Practical Information
Detail | Info |
|---|---|
Full name | CERN — European Organization for Nuclear Research |
Address | 1, Esplanade des Particules, 1217 Meyrin, Switzerland |
Entry | Free (registration required) |
Registration | Online, up to 1 month in advance. Walk-in possible if spots remain |
Visitors under 16 | Must be accompanied by an adult |
Groups (12–48) | Separate booking required, up to 9 months in advance |
Website | |
Building architect | Renzo Piano (Pritzker Prize winner) |
Opened | October 2023 |

Opening Hours
Area | Hours |
|---|---|
Exhibitions and activities | Tuesday–Sunday, 9:00 AM – 5:00 PM (last entry 4:30 PM) |
Reception, shop, Big Bang Café | 8:30 AM – 5:30 PM |
Closed | Every Monday |
Check the CERN website before visiting for exceptional closures or reduced programs.
Getting There From Geneva
Tram 18 from Genève-Cornavin → direction Meyrin, CERN → final stop. About 25 minutes. The simplest option.
From the airport: buses 23/28/57 to Vernier, Blandonnet → transfer to tram 18.
Hotel transport card: many Geneva hotels provide a free public transport card — ask at reception. CERN itself reminds visitors of this.

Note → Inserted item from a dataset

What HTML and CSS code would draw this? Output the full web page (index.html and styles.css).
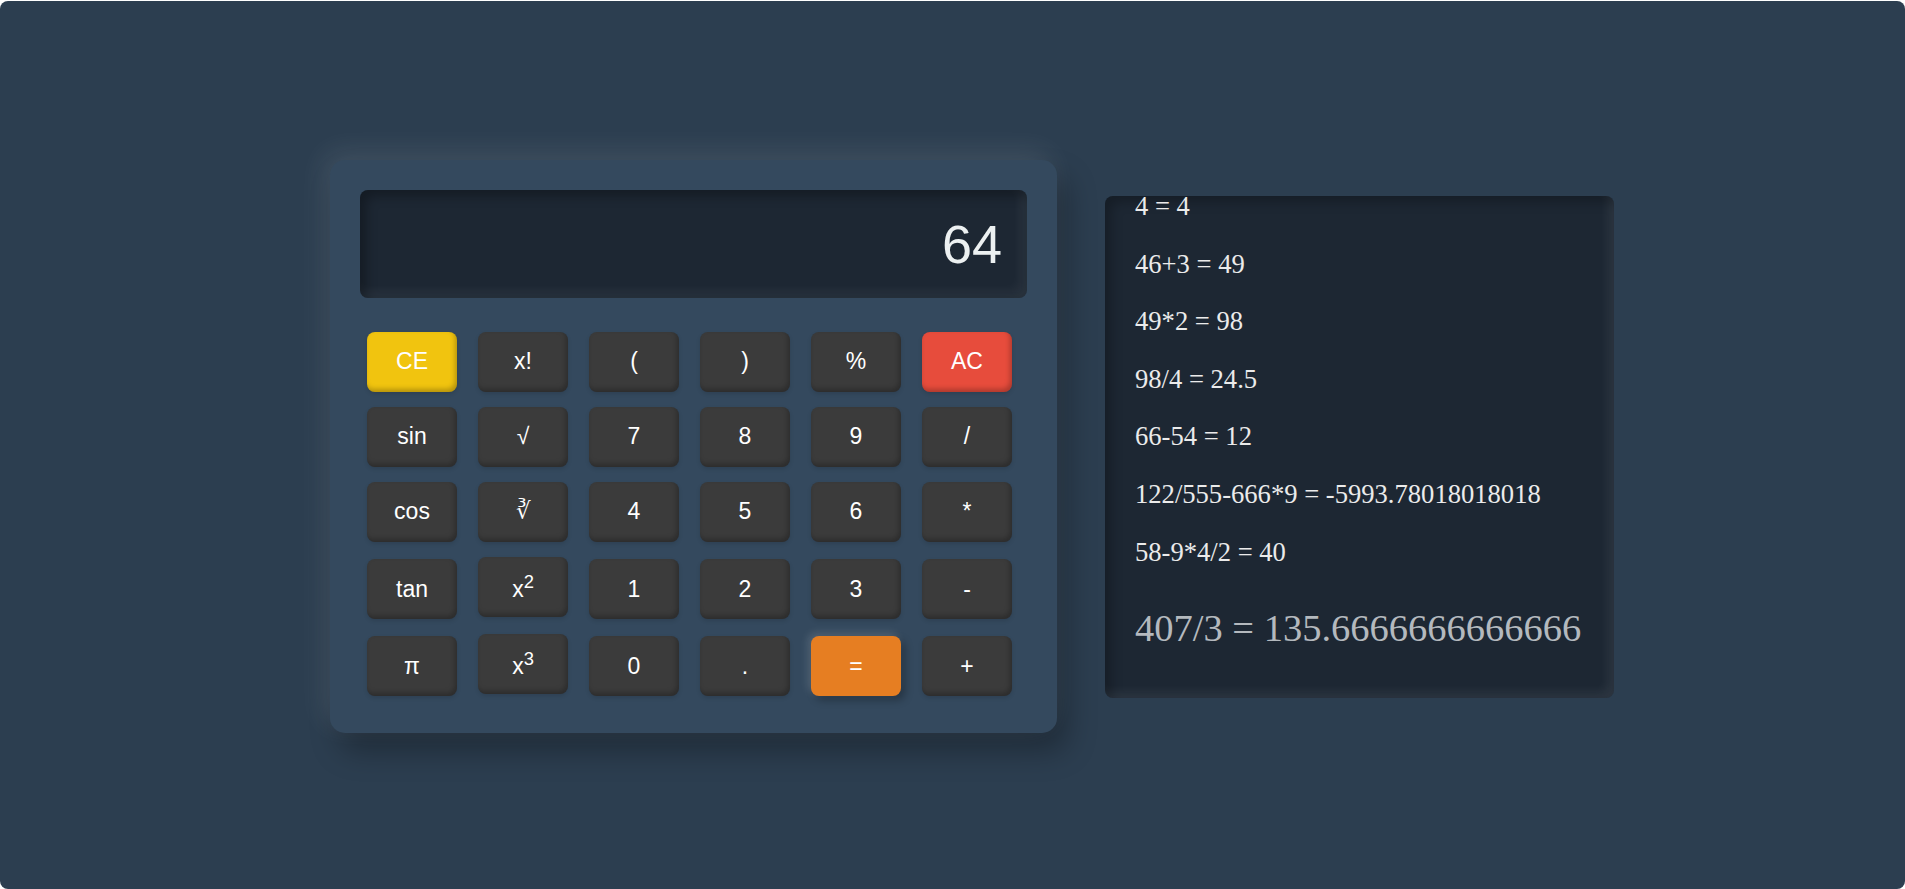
FILE: index.html
```html
<!DOCTYPE html>
<html lang="en">
<head>
<meta charset="utf-8">
<title>Calculator</title>
<link rel="stylesheet" href="styles.css">
</head>
<body>
<main class="page">
  <section class="calculator">
    <div class="display"><span class="display-value">64</span></div>
    <div class="keypad">
      <button class="key key-ce">CE</button>
      <button class="key">x!</button>
      <button class="key">(</button>
      <button class="key">)</button>
      <button class="key">%</button>
      <button class="key key-ac">AC</button>

      <button class="key">sin</button>
      <button class="key">√</button>
      <button class="key">7</button>
      <button class="key">8</button>
      <button class="key">9</button>
      <button class="key">/</button>

      <button class="key">cos</button>
      <button class="key">∛</button>
      <button class="key">4</button>
      <button class="key">5</button>
      <button class="key">6</button>
      <button class="key">*</button>

      <button class="key">tan</button>
      <button class="key">x<sup>2</sup></button>
      <button class="key">1</button>
      <button class="key">2</button>
      <button class="key">3</button>
      <button class="key">-</button>

      <button class="key">π</button>
      <button class="key">x<sup>3</sup></button>
      <button class="key">0</button>
      <button class="key">.</button>
      <button class="key key-eq">=</button>
      <button class="key">+</button>
    </div>
  </section>

  <section class="history">
    <div class="history-list">
      <p class="entry">4 = 4</p>
      <p class="entry">46+3 = 49</p>
      <p class="entry">49*2 = 98</p>
      <p class="entry">98/4 = 24.5</p>
      <p class="entry">66-54 = 12</p>
      <p class="entry">122/555-666*9 = -5993.78018018018</p>
      <p class="entry">58-9*4/2 = 40</p>
      <p class="entry entry-current">407/3 = 135.6666666666666</p>
    </div>
  </section>
</main>
</body>
</html>
```

FILE: styles.css
```css
html {
  background: #ffffff;
}

body {
  margin: 1px 0 0 0;
  font-family: "Liberation Serif", "Times New Roman", serif;
}

.page {
  box-sizing: border-box;
  height: 888px;
  background: #2c3e50;
  border-radius: 8px;
  display: flex;
  align-items: center;
  justify-content: center;
  gap: 48px;
  padding-left: 39px;
  padding-top: 3px;
}

.calculator {
  box-sizing: border-box;
  width: 727px;
  padding: 30px 30px 37px 30px;
  background: #34495e;
  border-radius: 15px;
  box-shadow: -6px -8px 28px rgba(255, 255, 255, 0.1),
              10px 18px 30px rgba(0, 0, 0, 0.3);
  flex-shrink: 0;
}

.display {
  height: 108px;
  background: #1d2733;
  border-radius: 8px;
  box-shadow: inset 6px 6px 12px rgba(0, 0, 0, 0.3),
              inset -6px -6px 12px rgba(255, 255, 255, 0.06);
  display: flex;
  align-items: center;
  justify-content: flex-end;
  padding-right: 25px;
  box-sizing: border-box;
}

.display-value {
  font-family: "Liberation Sans", Arial, sans-serif;
  font-size: 54px;
  color: #ecf0f1;
}

.keypad {
  display: grid;
  grid-template-columns: repeat(6, 90px);
  column-gap: 21px;
  row-gap: 15px;
  align-items: baseline;
  margin-top: 34px;
  padding: 0 15px 0 7px;
}

.key {
  height: 60px;
  width: 90px;
  border: none;
  border-radius: 8px;
  background: #3b3b3b;
  color: #ffffff;
  font-family: "Liberation Sans", Arial, sans-serif;
  font-size: 23px;
  padding: 0;
  box-shadow: inset -2px -3px 5px rgba(0, 0, 0, 0.25),
              0 2px 4px rgba(0, 0, 0, 0.12);
}

.key sup {
  font-size: 0.8em;
}

.key-ce {
  background: #f1c40f;
}

.key-ac {
  background: #e74c3c;
}

.key-eq {
  background: #e67e22;
  box-shadow: -3px -3px 8px rgba(255, 255, 255, 0.15),
              4px 4px 8px rgba(0, 0, 0, 0.3);
}

.history {
  box-sizing: border-box;
  width: 509px;
  height: 502px;
  background: #1d2733;
  border-radius: 8px;
  box-shadow: inset 6px 6px 12px rgba(0, 0, 0, 0.25),
              inset -6px -6px 10px rgba(255, 255, 255, 0.07);
  display: flex;
  flex-direction: column;
  justify-content: flex-end;
  overflow: hidden;
  padding: 0 30px 9px 30px;
  flex-shrink: 0;
}

.history-list {
  flex-shrink: 0;
  display: flow-root;
}

.entry {
  font-size: 26.6px;
  margin: 1em 0;
  color: #ebebeb;
  white-space: nowrap;
}

.entry-current {
  font-size: 38.5px;
  color: #b4b9be;
}
```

By car: parking is paid and limited. Public transport is easier.
How Much Time to Plan
Visit type | Time |
|---|---|
Quick: Science Gateway + Globe photo | 2 hours |
Comfortable: full exhibitions + café + shop | 3–4 hours |
With tour (if you get one) | Add 90 min |

Arrive before opening — around 8:30. The doors often open slightly before the scheduled time, and check-in starts on a first-come basis. The moment you're registered, check for available guided tours and lab workshops. Register immediately — within 5 to 10 minutes, every slot will be taken.
Then follow this order: Discover CERN first (understand the machine), then Our Universe (understand the context), then Quantum World (have your mind blown). After the exhibitions, step outside to the Globe, browse the shop, and finish at the Big Bang Café.
Don't plan your visit for a Monday — it's closed. Don't expect to see the LHC tunnel — you won't. And don't skip the interactive elements inside the exhibitions — they're not gimmicks. They're how CERN explains concepts that took humanity centuries to discover, in a way that makes sense in minutes.
One last thing: CERN sits on the border between Switzerland and France. When you're standing at the Science Gateway, parts of the LHC beneath you are in France. You're visiting two countries at once — and exploring the fundamental nature of reality at the same time. Not a bad way to spend a morning.